Além disso, o pesquisador ressalta que o país tem profissionais extremamente talentosos, mas que ainda encontra pouco investimento para ampliar pesquisas em ritmo acelerado. Mesmo assim, afirma que a criatividade brasileira sempre foi um diferencial dentro dos laboratórios.

Como a técnica funciona e por que se tornou um marco científico

Luciano Moreira está hoje à frente da maior fábrica de mosquitos do mundo — Foto: Peter Illiciev

A curiosidade de Luciano começou ainda na infância, quando observava insetos no quintal de casa. Com o tempo, esse interesse evoluiu para a carreira científica. Logo no início da trajetória, ele se perguntou como seria possível combater o mosquito sem extinguir a espécie e sem causar danos ambientais. A resposta, contudo, surgiu com a Wolbachia.

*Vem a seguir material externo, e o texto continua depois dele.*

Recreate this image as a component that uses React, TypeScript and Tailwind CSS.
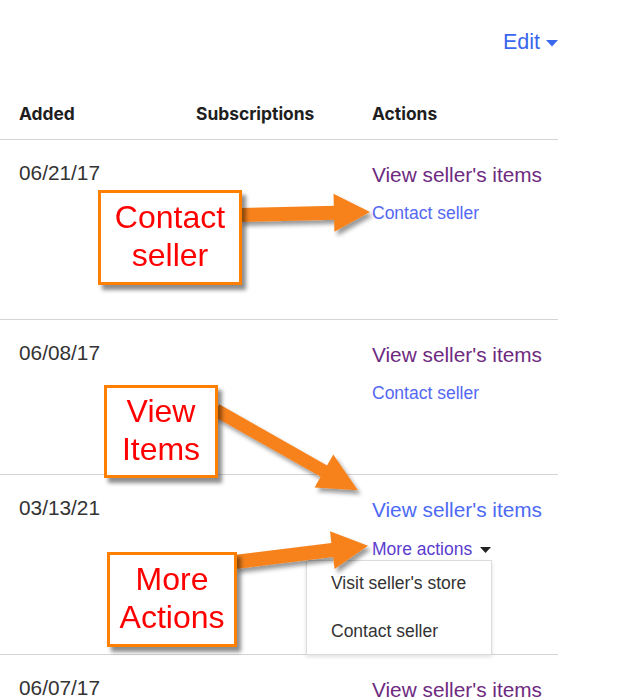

A técnica consiste em introduzir a bactéria nos ovos do Aedes. Assim que o mosquito nasce, a Wolbachia impede que o vírus da dengue se multiplique. Consequentemente, mesmo que o inseto pique uma pessoa infectada, ele não transmite a doença para outros indivíduos.

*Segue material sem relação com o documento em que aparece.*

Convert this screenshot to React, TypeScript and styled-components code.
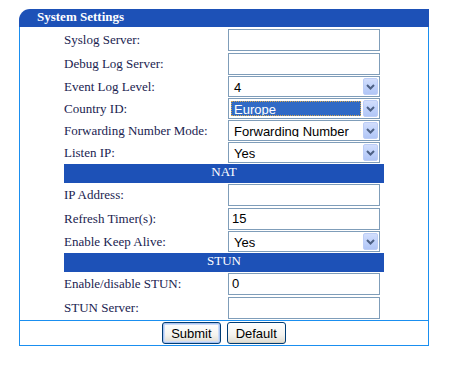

Outro diferencial é que, como a bactéria é repassada naturalmente para os ovos, novas gerações já nascem protegidas. Isso reduz custos, agiliza resultados e evita a necessidade de solturas contínuas.

A maior fábrica de mosquitos do mundo

O avanço da iniciativa levou Luciano Moreira a coordenar a maior fábrica de mosquitos do mundo, instalada em Curitiba. O local produz milhões de mosquitos com Wolbachia que, posteriormente, são enviados para diferentes regiões do país.

Com apoio do Ministério da Saúde, a tecnologia já está presente em 16 cidades brasileiras. Conforme estudo publicado na revista The Lancet, áreas que receberam o método apresentaram redução média de 63% nos casos de dengue, embora algumas regiões tenham registrado índices ainda maiores.

“Chegar até aqui exigiu persistência. No entanto, ver o impacto direto na vida das pessoas é extremamente gratificante”, afirmou o pesquisador.

Outros nomes que marcaram a ciência em 2025

A lista da Nature reúne cientistas de várias áreas, o que mostra a diversidade de avanços registrados no ano. Entre eles estão:

  • Mengran Du (China): responsável por explorar ecossistemas inéditos nas profundezas oceânicas.

  • Yifat Merbl (Israel): descobriu uma nova função dos proteassomas no combate a infecções.

  • Sarah Tabrizi (Reino Unido): liderou um tratamento capaz de reescrever o DNA de um bebê com doença genética rara.

  • KJ Muldoon (EUA): registrou o primeiro caso de cura por edição genética.

  • Liang Wenfeng (China): criou o modelo de linguagem DeepSeek.

  • Precious Matsoso (África do Sul): atuou na construção do primeiro tratado mundial de preparação para pandemias.

  • Susan Monarez (EUA): tornou-se símbolo de integridade científica ao resistir a pressões políticas.

A presença de um brasileiro na lista reforça, portanto, o potencial da ciência nacional e destaca como iniciativas desenvolvidas no país podem influenciar políticas de saúde pública em escala global.